A young English woman arrives in the Polish People's Republic to visit her older sister, who married a Polish soldier after the war, disappearing into a life behind the Iron Curtain. This award-winning novel of the harsh cruelties and deprivations of life in Communist Poland is told with truth, wit and understanding.
This is really lovely, and competent and careful with its observations, rather in the style of Olivia Manning though more sensitive and very moving, at least for those of us foreigners who caught the end of that period of Poland - it's set in 1960 and there are loud echoes in what I knew there in the 1990s. And it will still echo I think, in the new Poland, though a little less clearly. Why isn't it better known?

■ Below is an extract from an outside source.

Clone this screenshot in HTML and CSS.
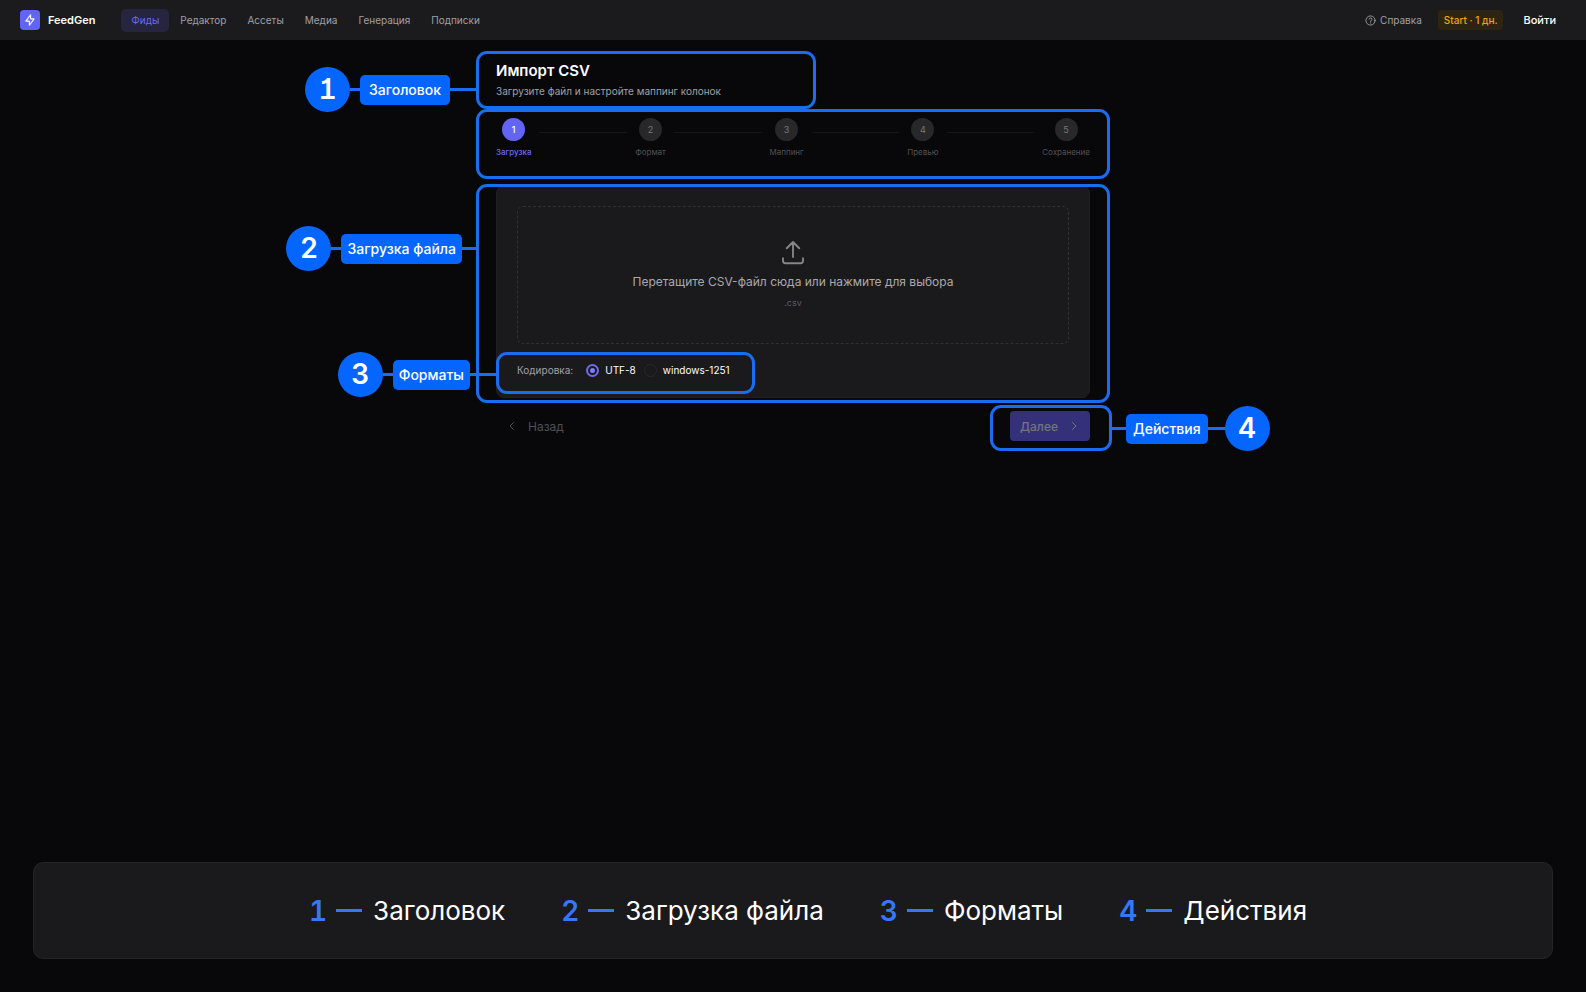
FILE: index.html
```html
<!DOCTYPE html>
<html lang="ru">
<head>
    <meta charset="UTF-8">
    <meta name="viewport" content="width=device-width, initial-scale=1.0">
    <title>FeedGen - Импорт CSV</title>
    <link rel="stylesheet" href="styles.css">
</head>
<body>

<header class="topbar">
    <a href="#" class="logo">
        <span class="logo-mark">
            <svg viewBox="0 0 24 24"><path d="M13 3v7h6l-8 11v-7H5l8-11"/></svg>
        </span>
        FeedGen
    </a>
    <nav class="menu">
        <a href="#" class="active">Фиды</a>
        <a href="#">Редактор</a>
        <a href="#">Ассеты</a>
        <a href="#">Медиа</a>
        <a href="#">Генерация</a>
        <a href="#">Подписки</a>
    </nav>
    <div class="account">
        <a href="#" class="help">
            <svg viewBox="0 0 24 24"><circle cx="12" cy="12" r="10"/><path d="M9 9a3 3 0 0 1 6 1c0 2-3 2.500-3 4M12 17v.5"/></svg>
            Справка
        </a>
        <a href="#" class="plan">Start · 1 дн.</a>
        <a href="#" class="login">Войти</a>
    </div>
</header>

<main class="container">
    <!-- Page title -->
    <section class="page-head">
        <h1>Импорт CSV</h1>
        <p>Загрузите файл и настройте маппинг колонок</p>
        <div class="frame frame-title">
            <div class="callout">
                <span class="num">1</span><i class="line"></i><span class="tag wide">Заголовок</span><i class="line long"></i>
            </div>
        </div>
    </section>

    <!-- Import steps -->
    <section class="steps-wrap">
        <ol class="steps">
            <li class="step current"><span>1</span>Загрузка</li>
            <li class="bar"></li>
            <li class="step"><span>2</span>Формат</li>
            <li class="bar"></li>
            <li class="step"><span>3</span>Маппинг</li>
            <li class="bar"></li>
            <li class="step"><span>4</span>Превью</li>
            <li class="bar"></li>
            <li class="step"><span>5</span>Сохранение</li>
        </ol>
        <div class="frame frame-steps"></div>
    </section>

    <!-- File upload -->
    <section class="upload">
        <div class="card">
            <label class="dropzone" for="file">
                <svg viewBox="0 0 24 24"><path d="M4 17v2a2 2 0 0 0 2 2h12a2 2 0 0 0 2-2v-2M7 9l5-5 5 5M12 4v12"/></svg>
                <span class="drop-text">Перетащите CSV-файл сюда или нажмите для выбора</span>
                <span class="drop-ext">.csv</span>
                <input type="file" id="file" accept=".csv">
            </label>
            <div class="encoding">
                <span class="encoding-title">Кодировка:</span>
                <input type="radio" name="encoding" id="utf8" checked>
                <label for="utf8">UTF-8</label>
                <input type="radio" name="encoding" id="win1251">
                <label for="win1251">windows-1251</label>
                <div class="frame frame-formats">
                    <div class="callout">
                        <span class="num">3</span><i class="line"></i><span class="tag">Форматы</span><i class="line long"></i>
                    </div>
                </div>
            </div>
        </div>
        <div class="frame frame-upload">
            <div class="callout">
                <span class="num">2</span><i class="line"></i><span class="tag">Загрузка файла</span><i class="line mid"></i>
            </div>
        </div>
    </section>

    <!-- Buttons -->
    <div class="actions">
        <button type="button" class="back">
            <svg viewBox="0 0 24 24"><path d="M15 5l-7 7 7 7"/></svg>
            Назад
        </button>
        <div class="next-wrap">
            <button type="button" class="next">
                Далее
                <svg viewBox="0 0 24 24"><path d="M9 5l7 7-7 7"/></svg>
            </button>
            <div class="frame frame-actions">
                <div class="callout callout-right">
                    <i class="line mid"></i><span class="tag">Действия</span><i class="line mid"></i><span class="num">4</span>
                </div>
            </div>
        </div>
    </div>
</main>

<footer class="legend">
    <div><b>1</b><i></i>Заголовок</div>
    <div><b>2</b><i></i>Загрузка файла</div>
    <div><b>3</b><i></i>Форматы</div>
    <div><b>4</b><i></i>Действия</div>
</footer>

</body>
</html>
```
FILE: styles.css
```css
* {
    box-sizing: border-box;
}

body, h1, p, ol {
    margin: 0;
    padding: 0;
}

body {
    font-family: Inter, "Liberation Sans", sans-serif;
    background-color: #08080a;
    color: #ffffff;
    min-height: 100vh;
    display: flex;
    flex-direction: column;
}

a {
    color: inherit;
    text-decoration: none;
}

svg {
    fill: none;
    stroke: currentColor;
    stroke-width: 2;
    stroke-linecap: round;
    stroke-linejoin: round;
}

/* Top bar */
.topbar {
    height: 40px;
    padding: 0 30px 0 20px;
    background-color: #1b1b1d;
    display: flex;
    align-items: center;
}

.logo {
    display: flex;
    align-items: center;
    gap: 8px;
    font-size: 11px;
    font-weight: 600;
}

.logo-mark {
    width: 20px;
    height: 20px;
    border-radius: 4px;
    background-color: #6264f4;
    display: flex;
    align-items: center;
    justify-content: center;
}

.logo-mark svg {
    width: 14px;
    height: 14px;
}

.menu {
    display: flex;
    gap: 1px;
    margin-left: 26px;
    font-size: 10px;
    color: #a0a0a6;
}

.menu a {
    padding: 0 10px;
    line-height: 23px;
    border-radius: 5px;
}

.menu .active {
    background-color: #25253f;
    color: #6d6af0;
}

.account {
    margin-left: auto;
    display: flex;
    align-items: center;
    font-size: 10px;
}

.help {
    display: flex;
    align-items: center;
    gap: 4px;
    color: #a0a0a6;
}

.help svg {
    width: 11px;
    height: 11px;
}

.plan {
    margin: 0 20px 0 16px;
    padding: 0 6px;
    line-height: 20px;
    border-radius: 4px;
    background-color: #2e2414;
    color: #eda41a;
    font-weight: 500;
}

.login {
    font-size: 11px;
    font-weight: 500;
}

/* Content */
.container {
    width: 100%;
    max-width: 594px;
    margin: 0 auto;
    padding-top: 21px;
}

.page-head {
    position: relative;
    margin-bottom: 19px;
}

h1 {
    font-size: 15px;
    line-height: 20px;
    font-weight: 600;
}

.page-head p {
    margin-top: 2px;
    font-size: 10px;
    line-height: 16px;
    color: #a0a0a6;
}

/* Steps */
.steps-wrap {
    position: relative;
    margin-bottom: 27px;
}

.steps {
    display: flex;
    list-style: none;
}

.step {
    display: flex;
    flex-direction: column;
    align-items: center;
    gap: 5px;
    font-size: 8px;
    line-height: 12px;
    color: #515156;
}

.step span {
    width: 23px;
    height: 23px;
    border-radius: 50%;
    background-color: #28282a;
    color: #77777c;
    font-size: 9px;
    line-height: 23px;
    text-align: center;
}

.step.current {
    color: #6d6af0;
    font-weight: 500;
}

.step.current span {
    background-color: #6264f4;
    color: #ffffff;
}

.bar {
    flex: 1;
    height: 1px;
    margin: 14px 8px 0;
    background-color: #151517;
}

/* Upload card */
.upload {
    position: relative;
}

.card {
    padding: 20px 20px 18px;
    border: 1px solid #202022;
    border-radius: 8px;
    background-color: #1a1a1c;
}

.dropzone {
    height: 138px;
    padding-top: 30px;
    border: 1px dashed #303033;
    border-radius: 6px;
    display: flex;
    flex-direction: column;
    align-items: center;
    position: relative;
    cursor: pointer;
}

.dropzone svg {
    width: 30px;
    height: 30px;
    stroke-width: 1.5;
    color: #85858a;
}

.dropzone input {
    position: absolute;
    width: 1px;
    height: 1px;
    opacity: 0;
}

.drop-text {
    margin-top: 6px;
    font-size: 12px;
    line-height: 18px;
    color: #a9a9ae;
}

.drop-ext {
    margin-top: 6px;
    font-size: 9px;
    line-height: 12px;
    color: #5b5b60;
}

.encoding {
    position: relative;
    display: flex;
    align-items: center;
    width: fit-content;
    height: 18px;
    margin-top: 17px;
    font-size: 10px;
}

.encoding-title {
    margin-right: 13px;
    color: #a0a0a6;
}

.encoding input {
    appearance: none;
    width: 13px;
    height: 13px;
    margin: 0 6px 0 0;
    border: 1px solid #28282b;
    border-radius: 50%;
}

.encoding input:checked {
    border: 2px solid #6d6af0;
    background-color: #7f7cf8;
    background-clip: content-box;
    padding: 2px;
}

.encoding label {
    margin-right: 8px;
}

.encoding label:last-of-type {
    margin-right: 0;
}

/* Buttons */
.actions {
    display: flex;
    justify-content: space-between;
    margin-top: 13px;
}

button {
    height: 30px;
    border: none;
    border-radius: 4px;
    display: flex;
    align-items: center;
    font-family: inherit;
    font-size: 12px;
    cursor: pointer;
}

button svg {
    width: 12px;
    height: 12px;
}

.back {
    gap: 10px;
    padding: 0 10px;
    background: none;
    color: #505055;
}

.next-wrap {
    position: relative;
}

.next {
    gap: 10px;
    padding: 0 10px;
    background-color: #34317a;
    color: #74747c;
    font-weight: 500;
}

/* Blue frames with numbered callouts */
.frame {
    position: absolute;
    border: 3px solid #1a6cf0;
    border-radius: 11px;
    pointer-events: none;
}

.frame-title {
    top: -10px;
    bottom: -10px;
    left: -20px;
    width: 340px;
}

.frame-steps {
    inset: -9px -20px -21px;
}

.frame-upload {
    inset: -1px -20px -5px;
}

.frame-formats {
    inset: -9px -25px -15px -21px;
}

.frame-actions {
    inset: -6px -22px -10px -20px;
}

.callout {
    position: absolute;
    top: -3px;
    right: 100%;
    display: flex;
    align-items: center;
}

.callout-right {
    top: -2px;
    right: auto;
    left: 100%;
}

.frame-title .callout {
    top: 13px;
}

.frame-upload .callout {
    top: 39px;
}

.num {
    width: 45px;
    height: 45px;
    border-radius: 50%;
    background-color: #0566ff;
    font-size: 28px;
    line-height: 45px;
    font-weight: 600;
    font-feature-settings: "tnum", "cv01";
    text-align: center;
}

.tag {
    padding: 0 6px;
    border-radius: 5px;
    background-color: #0566ff;
    font-size: 14px;
    line-height: 30px;
    font-weight: 500;
    white-space: nowrap;
}

.tag.wide {
    padding: 0 9px;
}

.callout-right .tag {
    padding: 0 7px;
}

.line {
    width: 10px;
    height: 3px;
    background-color: #1a6cf0;
}

.line.mid {
    width: 17px;
}

.line.long {
    width: 29px;
}

/* Legend */
.legend {
    margin: auto 33px 33px;
    padding: 0 0 0 30px;
    height: 97px;
    border: 1px solid #252527;
    border-radius: 10px;
    background-color: #1a1a1c;
    display: flex;
    align-items: center;
    justify-content: center;
    gap: 56px;
    font-size: 26px;
}

.legend div {
    display: flex;
    align-items: center;
}

.legend b {
    color: #3478f6;
    font-size: 28px;
    font-weight: 600;
    font-feature-settings: "tnum";
}

.legend i {
    width: 26px;
    height: 3px;
    margin: 0 11px 0 9px;
    background-color: #3478f6;
}
```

Probably 3.5 stars for me. Feels very much a book of its time but gives an interesting insight in to life in communist Poland in the 1960s from a foreign visitor’s perspective. Evokes well the grey, bleak, stultifying atmsosphere that was still present (just!) when I first visited Eastern Europe not long after after the fall of communism thirty years later. At points some of the characters felt like stereotypes but as the story progressed they seemed to gain dimensions and I found last thirty or so pages to be very affecting.
I found a beautiful new copy of this book in a charity shop by Apollo. Definitely picked it up for its cover but was intrigued by the blurb. Really enjoyed the book, I love a bit of historical insight. No idea why it’s such an obscure book that no one seems to have read!